BOI-INT-CVB-DEU-10-70 §70 (exemple d’interprétation de l’administration fiscale en matière de dividendes et intérêts perçus par les OPCVM allemand). 

Cet arrêt donne une interprétation nouvelle et favorable au contribuable. 
La mention des « bénéfices et autres revenus positifs » doit s’interpréter comme concernant les revenus fonciers nets, c’est-à-dire déduction faite des déficits constatés dans cette catégorie de revenus. Les dispositions de la convention ne font pas faire obstacle à l’application de la loi fiscale Française.
 
Le crédit d’impôt étant égal au montant de l’impôt Français dû sur les revenus de sources étrangères, en présence d’un déficit foncier de source allemande, le crédit d’impôt devra être retenu pour zéro. 

Remarque : 

La solution a été dégagée par une Cour administrative d’appel. Il convient de rester vigilant à un éventuel recours devant le Conseil d’Etat, et à la position qui serait alors retenue par la haute juridiction.  
La réponse du Conseil d’Etat serait d’ailleurs bienvenue pour établir une position sure et définitive en la matière. 

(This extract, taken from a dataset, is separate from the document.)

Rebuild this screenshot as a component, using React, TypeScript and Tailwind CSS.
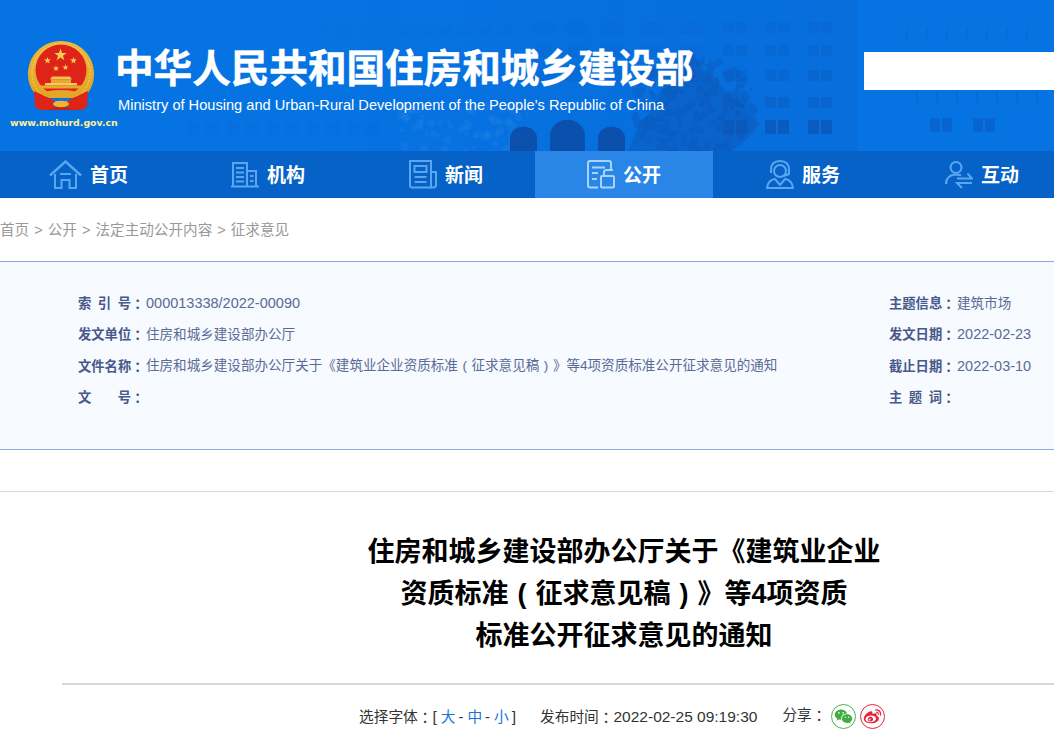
import React from "react";
import { RiWechatFill, RiWeiboFill } from "react-icons/ri";

const cjk = "font-['Liberation_Sans','Noto_Sans_CJK_SC',sans-serif]";
const tc = "font-['Noto_Sans_CJK_TC',sans-serif]";

function Star({ x, y, r }: { x: number; y: number; r: number }) {
  const pts: string[] = [];
  for (let i = 0; i < 10; i++) {
    const a = -Math.PI / 2 + (i * Math.PI) / 5;
    const rr = i % 2 === 0 ? r : r * 0.4;
    pts.push(`${x + rr * Math.cos(a)},${y + rr * Math.sin(a)}`);
  }
  return <polygon points={pts.join(" ")} fill="#f6d04a" />;
}

function Emblem() {
  return (
    <svg width="68" height="70" viewBox="0 0 68 70" className="block">
      <defs>
        <linearGradient id="gold" x1="0" y1="0" x2="0" y2="1">
          <stop offset="0" stopColor="#eeb93a" />
          <stop offset="1" stopColor="#e0a420" />
        </linearGradient>
      </defs>
      <path d="M34 0 C52 0 67 14 67 33 C67 44 62 52 56 57 L12 57 C6 52 1 44 1 33 C1 14 16 0 34 0z" fill="url(#gold)" />
      <circle cx="34" cy="32" r="29" fill="none" stroke="#f7d66a" strokeWidth="1" strokeDasharray="2 1.5" />
      <circle cx="34" cy="29" r="25.5" fill="#e0231a" />
      <Star x={33.5} y={14} r={6.5} />
      <Star x={20.5} y={19.5} r={3.6} />
      <Star x={46.5} y={19.5} r={3.6} />
      <Star x={29} y={27.5} r={3.2} />
      <Star x={38.5} y={26.5} r={3.2} />
      <path d="M25 35.5 H43 L45 38.5 H23z" fill="#f0c24a" />
      <rect x="24" y="38.5" width="20" height="3.5" fill="#e8a92e" />
      <rect x="18" y="42" width="32" height="2.5" fill="#f3cd5c" />
      <rect x="11" y="44.5" width="46" height="3" fill="#e8a92e" />
      <path d="M7 50 L18 55 L28 60 L27 69 L13 69 L8 66z" fill="#dd2418" />
      <path d="M61 50 L50 55 L40 60 L41 69 L55 69 L60 66z" fill="#dd2418" />
      <path d="M22 69 L34 64 L46 69z" fill="#c81f14" />
      <ellipse cx="34" cy="53" rx="19" ry="4" fill="#e4a626" />
      <ellipse cx="34" cy="63" rx="8" ry="3.2" fill="#efb52e" />
    </svg>
  );
}

function HeaderArt() {
  const items: React.ReactNode[] = [];
  const rows = [22, 45, 70, 97, 120];
  const rowOp = [0.16, 0.22, 0.28, 0.36, 0.75];
  const cols = [723, 765, 808];
  cols.forEach((x, c) =>
    rows.forEach((y, r) => {
      items.push(
        <g key={`a${c}${r}`} opacity={rowOp[r]}>
          <rect x={x} y={y} width="11" height={r === 4 ? 14 : 11} />
          <rect x={x + 13} y={y} width="11" height={r === 4 ? 14 : 11} />
        </g>
      );
    })
  );
  [532, 565, 600, 640, 680].forEach((x, c) =>
    [22, 45, 70].forEach((y, r) => {
      items.push(
        <g key={`b${c}${r}`} opacity={0.1 + r * 0.03}>
          <path d={`M${x} ${y + 12} v-8 a12 4 0 0 1 24 0 v8z`} />
        </g>
      );
    })
  );
  for (let c = 0; c < 7; c++) {
    items.push(<rect key={`c${c}`} x={906 + c * 20} y={28} width="2" height="13" opacity="0.2" />);
    items.push(<rect key={`d${c}`} x={916 + c * 20} y={92} width="2" height="11" opacity="0.3" />);
  }
  [930, 942, 973, 985].forEach((x) =>
    items.push(<rect key={`e${x}`} x={x} y={118} width="10" height="14" opacity="0.45" />)
  );
  for (let c = 0; c < 10; c++) {
    items.push(<rect key={`f${c}`} x={186 + c * 20} y={122} width="13" height="13" opacity={0.07} />);
    items.push(<rect key={`g${c}`} x={318 + c * 20} y={26} width="13" height="10" opacity={0.06} />);
  }
  let seed = 7;
  const rnd = () => {
    seed = (seed * 16807) % 2147483647;
    return seed / 2147483647;
  };
  const leaves: React.ReactNode[] = [];
  for (let i = 0; i < 260; i++) {
    const a = rnd() * Math.PI * 2;
    const d = Math.sqrt(rnd());
    const x = 692 + Math.cos(a) * d * 64;
    const y = 106 + Math.sin(a) * d * 52;
    leaves.push(<circle key={i} cx={x} cy={y} r={1.5 + rnd() * 2.5} />);
  }
  const mottle: React.ReactNode[] = [];
  for (let i = 0; i < 70; i++) {
    mottle.push(
      <circle key={i} cx={400 + rnd() * 130} cy={105 + rnd() * 46} r={2 + rnd() * 3} fill="#4a97ea" opacity="0.14" />
    );
  }
  return (
    <svg className="absolute inset-0" width="1054" height="151" viewBox="0 0 1054 151" fill="#0b55b6">
      <defs>
        <linearGradient id="bld" x1="0" y1="0" x2="1" y2="0">
          <stop offset="0" stopColor="#0a60c9" stopOpacity="0" />
          <stop offset="0.7" stopColor="#0a60c9" stopOpacity="0.22" />
          <stop offset="1" stopColor="#0a60c9" stopOpacity="0.26" />
        </linearGradient>
      </defs>
      <rect x="300" y="0" width="558" height="151" fill="url(#bld)" />
      {mottle}
      {items}
      {[510, 550, 598].map((x) => (
        <path key={x} d={`M${x} 151 v-15 a14 13 0 0 1 ${x === 550 ? 35 : 27} 0 v15z`} fill="#0c4da6" opacity="0.9" />
      ))}
      <path
        d="M628 151 L640 122 L650 112 L662 88 L672 76 L682 56 L692 50 L702 68 L716 78 L726 92 L742 102 L752 118 L760 124 L746 140 L732 151z"
        fill="#0c58ba"
        opacity="0.5"
      />
      <g fill="#0c57b8" opacity="0.4">{leaves}</g>
    </svg>
  );
}

const stroke = "#5aa6f0";

function NavIcon({ name, color }: { name: string; color: string }) {
  const p = { fill: "none", stroke: color, strokeWidth: 2 };
  const w = name === "home" ? 33 : 28;
  return (
    <svg width={w} height="29" viewBox={`0 0 ${w} 29`} className="block shrink-0">
      {name === "home" && (
        <g {...p}>
          <path d="M1 15.5 L16.5 1.5 L32 15.5" strokeWidth="2.4" />
          <path d="M6 14 V28 H12.5 V20 H20.5 V28 H27 V14" />
          <path d="M11 14 H22" />
        </g>
      )}
      {name === "org" && (
        <g {...p}>
          <path d="M0 26.5 H28" />
          <path d="M2 26 V3 H16 V26" />
          <path d="M16 11 H25 V26" />
          <path d="M5 8 H13 M5 12.5 H13 M5 17 H13 M5 21.5 H13" />
          <path d="M19 16 H22.5 M19 21 H22.5" />
        </g>
      )}
      {name === "news" && (
        <g {...p}>
          <path d="M6 27.5 H3 Q1 27.5 1 25 V1 H22 V27.5 H6" />
          <path d="M22 12 H27 V25 Q27 27.5 24 27.5 H22" />
          <rect x="5.5" y="6" width="12" height="6" />
          <path d="M5.5 17 H17.5 M5.5 22 H17.5" />
        </g>
      )}
      {name === "open" && (
        <g {...p}>
          <path d="M11 27.5 H3 Q1 27.5 1 25 V3 Q1 1 3 1 H22 Q24 1 24 3 V10" />
          <path d="M5 7.5 H18 M5 13 H11 M5 19 H10" />
          <rect x="14" y="16" width="13" height="11.5" rx="1" />
          <path d="M17 16 V12 Q17 10 20 10 H26" />
        </g>
      )}
      {name === "serve" && (
        <g {...p}>
          <circle cx="14" cy="11" r="6" />
          <path d="M5 13 V10 Q5 1 14 1 Q23 1 23 10 V14 L18 16" />
          <path d="M1 28 Q2 20 9 19 L14 25 L19 19 Q26 20 27 28 Z" />
        </g>
      )}
      {name === "talk" && (
        <g {...p}>
          <circle cx="11" cy="7.5" r="5.5" />
          <path d="M1 24 Q1 15 11 14.5 Q14 14.5 16 15.5" />
          <path d="M12 18.5 H27 L22.5 13.5 M27 23 H12 L17 28" />
        </g>
      )}
    </svg>
  );
}

const navItems = [
  { label: "首页", icon: "home", cls: "pr-[3px]" },
  { label: "机构", icon: "org", cls: "" },
  { label: "新闻", icon: "news", cls: "" },
  { label: "公开", icon: "open", cls: "bg-[#2a86e6]", active: true },
  { label: "服务", icon: "serve", cls: "pl-[2px]" },
  { label: "互动", icon: "talk", cls: "pl-[4px]" },
];

function Paren({ c }: { c: string }) {
  return <span className="inline-block w-[1em] text-center">{c}</span>;
}

function InfoRow({ label, value, num }: { label: string; value?: React.ReactNode; num?: boolean }) {
  return (
    <div className="flex h-[31.4px] items-center whitespace-nowrap">
      <span className="w-[53px] shrink-0 flex justify-between font-bold text-[13.3px] text-[#47598a]">
        {label.split(" ").map((c) => (
          <span key={c}>{c}</span>
        ))}
      </span>
      <span className={`${tc} w-[15px] shrink-0 font-bold text-[13.3px] text-[#47598a]`}>：</span>
      {value && <span className={`${num ? "text-[14.5px]" : "text-[13.57px]"} text-[#5a6b95]`}>{value}</span>}
    </div>
  );
}

export default function App() {
  return (
    <div className={`${cjk} w-full h-[746px] overflow-hidden bg-white`}>
      <header className="relative h-[151px] bg-[#0673e3] overflow-hidden">
        <HeaderArt />
        <div className="relative flex h-full">
          <div className="w-[115px] shrink-0 flex flex-col pt-[41px]">
            <div className="pl-[27px]">
              <Emblem />
            </div>
            <div className="pl-[10px] mt-[5px] text-[9.4px] leading-[14px] font-bold text-[#fff09a] whitespace-nowrap font-['DejaVu_Sans',sans-serif]">
              www.mohurd.gov.cn
            </div>
          </div>
          <div className="flex flex-col pt-[44px] whitespace-nowrap">
            <div className="text-[38.6px] leading-[50px] font-bold text-white [-webkit-text-stroke:0.5px_white]">
              中华人民共和国住房和城乡建设部
            </div>
            <div className="mt-px pl-[3px] text-[14.62px] leading-[20px] text-white">
              Ministry of Housing and Urban-Rural Development of the People’s Republic of China
            </div>
          </div>
          <div className="ml-auto mt-[52px] w-[190px] h-[38px] bg-white" />
        </div>
      </header>

      <nav className="flex h-[47px] bg-[#0762c8] pl-px overflow-hidden">
        {navItems.map((n) => (
          <div key={n.label} className={`w-[178px] shrink-0 flex items-center justify-center gap-[8px] ${n.cls}`}>
            <NavIcon name={n.icon} color={n.active ? "#a9d3fa" : stroke} />
            <span className="text-[19px] font-bold text-white leading-none pt-[2px]">{n.label}</span>
          </div>
        ))}
      </nav>

      <div className="h-[63px] pt-[2px] flex items-center gap-[5px] text-[14.6px] text-[#999] whitespace-nowrap">
        <span>首页</span>
        <span>&gt;</span>
        <span>公开</span>
        <span>&gt;</span>
        <span>法定主动公开内容</span>
        <span>&gt;</span>
        <span>征求意见</span>
      </div>

      <section className="bg-[#f7faff]">
        <div className="h-px bg-[#85acdc]" />
        <div className="h-[187px] pt-[26px] pl-[78px] flex">
          <div className="w-[811px] shrink-0">
            <InfoRow label="索 引 号" value="000013338/2022-00090" num />
            <InfoRow label="发文单位" value="住房和城乡建设部办公厅" />
            <InfoRow
              label="文件名称"
              value={
                <>
                  住房和城乡建设部办公厅关于《建筑业企业资质标准<Paren c="(" />征求意见稿<Paren c=")" />》等4项资质标准公开征求意见的通知
                </>
              }
            />
            <InfoRow label="文 号" />
          </div>
          <div>
            <InfoRow label="主题信息" value="建筑市场" />
            <InfoRow label="发文日期" value="2022-02-23" num />
            <InfoRow label="截止日期" value="2022-03-10" num />
            <InfoRow label="主 题 词" />
          </div>
        </div>
        <div className="h-px bg-[#85acdc]" />
      </section>

      <div className="mt-[41px] border-t border-t-[#d9d9d9]">
        <div className="ml-[62px] w-[1124px]">
          <h1 className="pt-[39px] pb-[26px] text-center text-[27px] leading-[42px] font-bold text-black">
            <span className="block">住房和城乡建设部办公厅关于《建筑业企业</span>
            <span className="block">
              资质标准<Paren c="(" />征求意见稿<Paren c=")" />》等4项资质
            </span>
            <span className="block">标准公开征求意见的通知</span>
          </h1>
          <div className="border-t-2 border-t-[#d5d9dd] h-[60px] flex items-start pt-[20px] pl-[297px] text-[14.7px] text-[#333] whitespace-nowrap">
            <span className="leading-[24px] flex">
              <span>选择字体</span>
              <span className={tc}>：</span>
              <span className="text-[15.5px]">[</span>
              <span className="ml-[4px] text-[#1a74d8]">大</span>
              <span className="ml-[3px]">-</span>
              <span className="ml-[4px] text-[#1a74d8]">中</span>
              <span className="ml-[3px]">-</span>
              <span className="ml-[4px] text-[#1a74d8]">小</span>
              <span className="ml-[3px] text-[15.5px]">]</span>
            </span>
            <span className="ml-[24px] leading-[24px] flex">
              <span>发布时间</span>
              <span className={tc}>：</span>
              <span className="text-[15.5px]">2022-02-25 09:19:30</span>
            </span>
            <span className="ml-[25px] leading-[20px] flex">
              <span>分享</span>
              <span className={tc}>：</span>
            </span>
            <span className="ml-[4px] -mt-[1px] flex gap-[4px]">
              <span className="w-[25px] h-[25px] rounded-full border border-[#4cb050] flex items-center justify-center text-[#3fae3f]">
                <RiWechatFill size={19} />
              </span>
              <span className="w-[25px] h-[25px] rounded-full border border-[#e8233a] flex items-center justify-center text-[#e8233a]">
                <RiWeiboFill size={19} />
              </span>
            </span>
          </div>
        </div>
      </div>
    </div>
  );
}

3.4.3. Transposition de la décision

On peut également se poser la question du caractère transposable de la solution en présence d’un résident allemand détenant un revenu locatif de source française. 
Dans ce cas, la convention fiscale prévoit l’imposition des revenus en France et l’exonération en Allemagne, sous réserve du taux effectif.  La solution ne peut donc pas être transposée. 

De façon plus générale, si les mêmes règles venaient à s’appliquer pour des résidents fiscaux d’un autre pays, la solution ne pourrait être transposée que sur le plan purement théorique (à condition d’avoir des règles similaires en matière de revenus nets catégoriels et de déficit imputable / reportable). En effet, il sera en toute hypothèse nécessaire de vérifier l’interprétation de la convention retenue par l’ordre juridique interne de ce pays car les décisions françaises ne seront pas opposables.